Whilst for some a passport is a symbolic representation of Britain, for me the 32-page document barely begins to cover the complex, multi-faceted nature of my country. A state with its flaws and numerous inglorious episodes in its colonial past to be sure, but also a mongrel state that has been shaped into an interesting living entity thanks to the multitude of different ethnic and linguistic groups that have lived within its borders and have sailed to and from these shores.
Celts, Anglo Saxons and later Norse and Dane raiders and settlers; Norman soldiers and administrators; Huegenot refugees; various waves of Jewish and Irish immigrants; the first Indian and Chinese settlers with the the expansion of trade routes in the 18th and 19th century; Polish, Italians and Germans arriving before and during the Second World War; West Indians, the first of whom arrived on the MV Empire Windrush, 58 years ago today; a fascinating mix of Asian communities from Ugandans to Bangladeshi; Cypriots; more recently Poles, Czech… Not to mention artists, academics, sportsmen, writers, designers, chefs, doctors… from all manner of countries.

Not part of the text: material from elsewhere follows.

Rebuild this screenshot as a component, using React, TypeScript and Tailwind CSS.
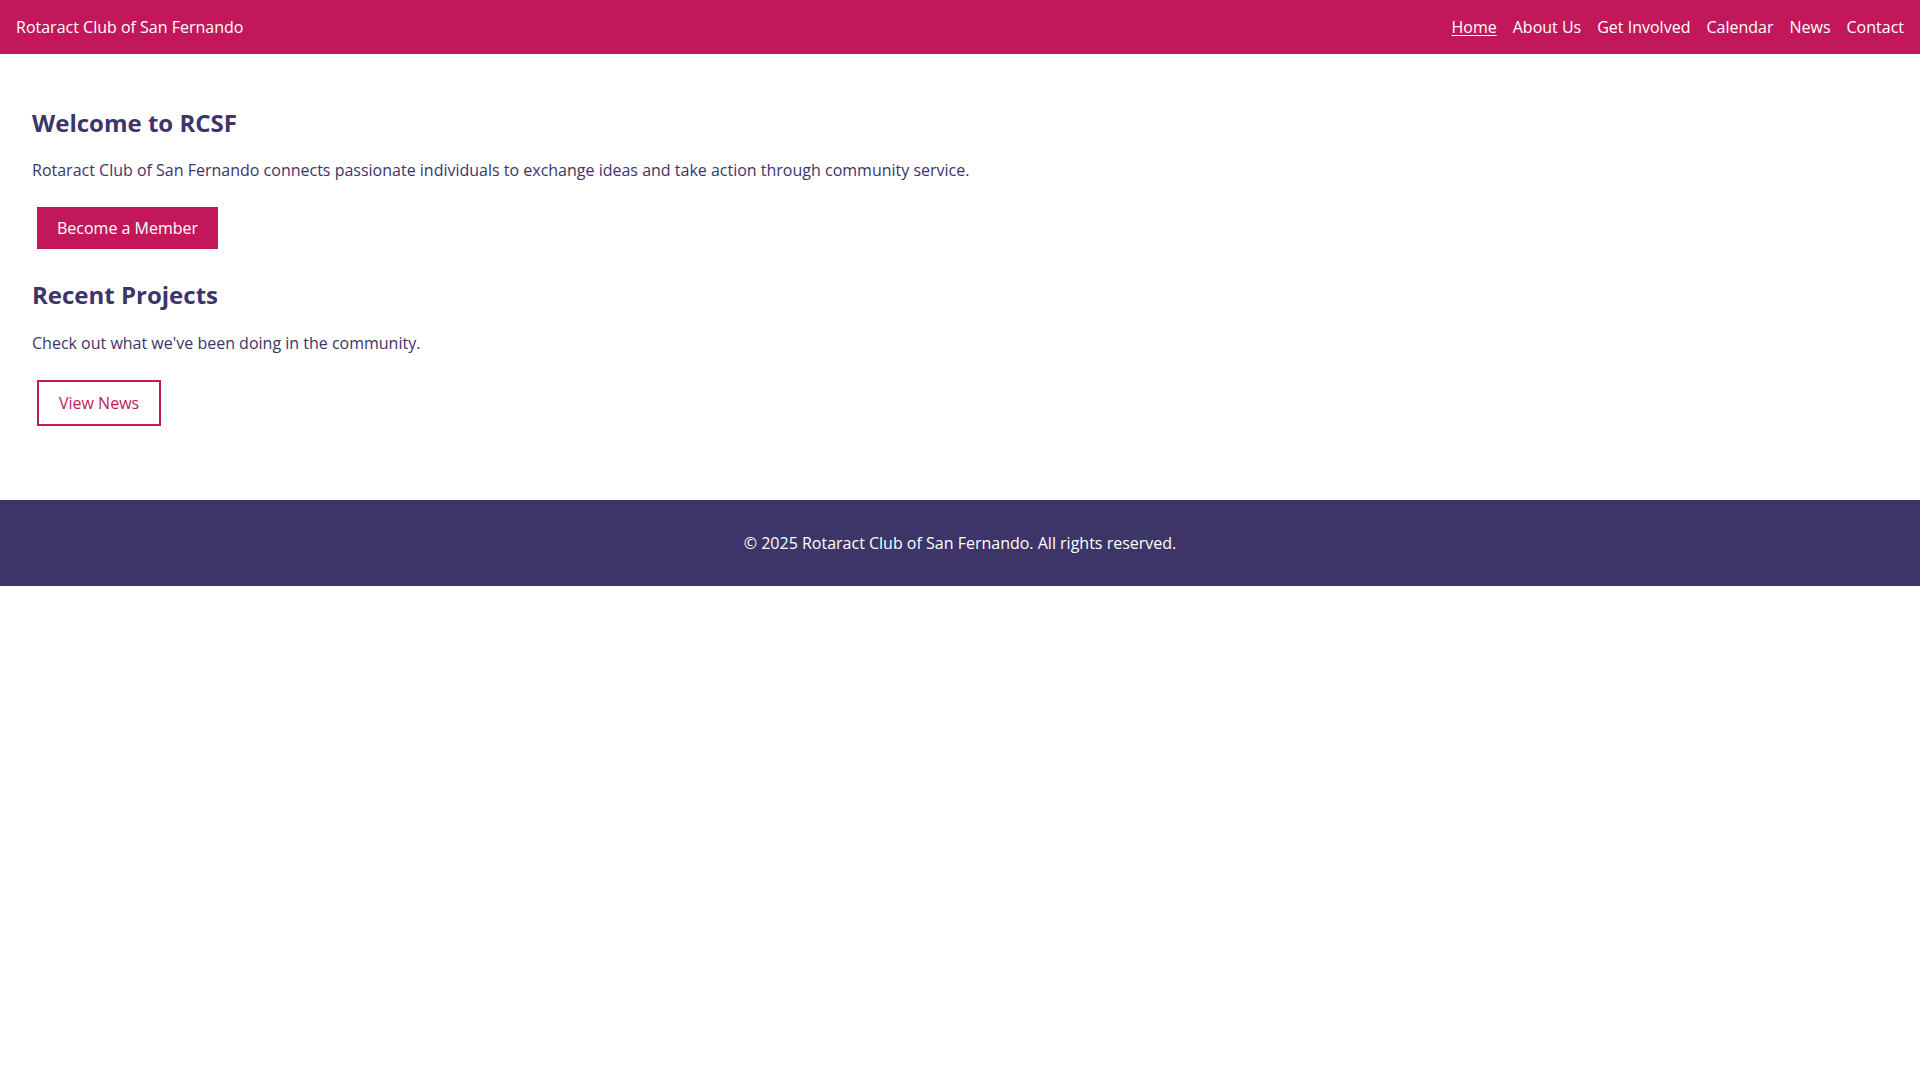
import React from 'react';

const navLinks = [
  { label: 'Home', active: true },
  { label: 'About Us' },
  { label: 'Get Involved' },
  { label: 'Calendar' },
  { label: 'News' },
  { label: 'Contact' },
];

export default function App() {
  return (
    <div className="min-h-screen bg-white text-[#3d3468]" style={{ fontFamily: '"Open Sans", "Liberation Sans", sans-serif' }}>
      <header className="h-[54px] bg-[#c2185b] px-4 flex items-center justify-between text-white text-base leading-[22px]">
        <div>Rotaract Club of San Fernando</div>
        <nav className="flex items-center gap-4">
          {navLinks.map((link) => (
            <a
              key={link.label}
              href="#"
              className={link.active ? 'underline underline-offset-[2px]' : ''}
            >
              {link.label}
            </a>
          ))}
        </nav>
      </header>

      <main className="px-8 pt-8 pb-[74px]">
        <section>
          <h2 className="mt-5 mb-5 text-2xl font-bold leading-[33px]">Welcome to RCSF</h2>
          <p className="text-base leading-[22px]">
            Rotaract Club of San Fernando connects passionate individuals to exchange ideas and take action through community service.
          </p>
          <div className="mt-[26px]">
            <a href="#" className="inline-block ml-[5px] bg-[#c2185b] text-white px-5 py-[10px] text-base leading-[22px]">
              Become a Member
            </a>
          </div>
        </section>

        <section>
          <h2 className="mt-[29px] mb-[21px] text-2xl font-bold leading-[33px]">Recent Projects</h2>
          <p className="text-base leading-[22px]">Check out what we've been doing in the community.</p>
          <div className="mt-[26px]">
            <a href="#" className="inline-block ml-[5px] border-2 border-[#c2185b] text-[#c2185b] px-5 py-[10px] text-base leading-[22px]">
              View News
            </a>
          </div>
        </section>
      </main>

      <footer className="bg-[#3d3468] text-white text-center py-8 text-base leading-[22px]">
        © 2025 Rotaract Club of San Fernando. All rights reserved.
      </footer>
    </div>
  );
}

Although down the ages coexistence between established groups and migrants has been troubled at times, the diverse nature of the people absorbed into what we call Britain has influenced everything from the names of our streets and towns to the food we eat; from the homes we live in to the skills and industries that built the nation’s economic power; from the survival of our transport network and NHS, often dependent on first, second and third generation incomers to many of our seasonal crops, which would rot in the field without seasonal pickers from the EU; from the music we like to the sportsmen and women we admire…
And that’s before we mention the generations of people who have travelled from these shores, who were inspired by what they saw, either returning with their experiences and insights or settling abroad to influence a new local society, and through their migration, embed British family and friends in a wider world.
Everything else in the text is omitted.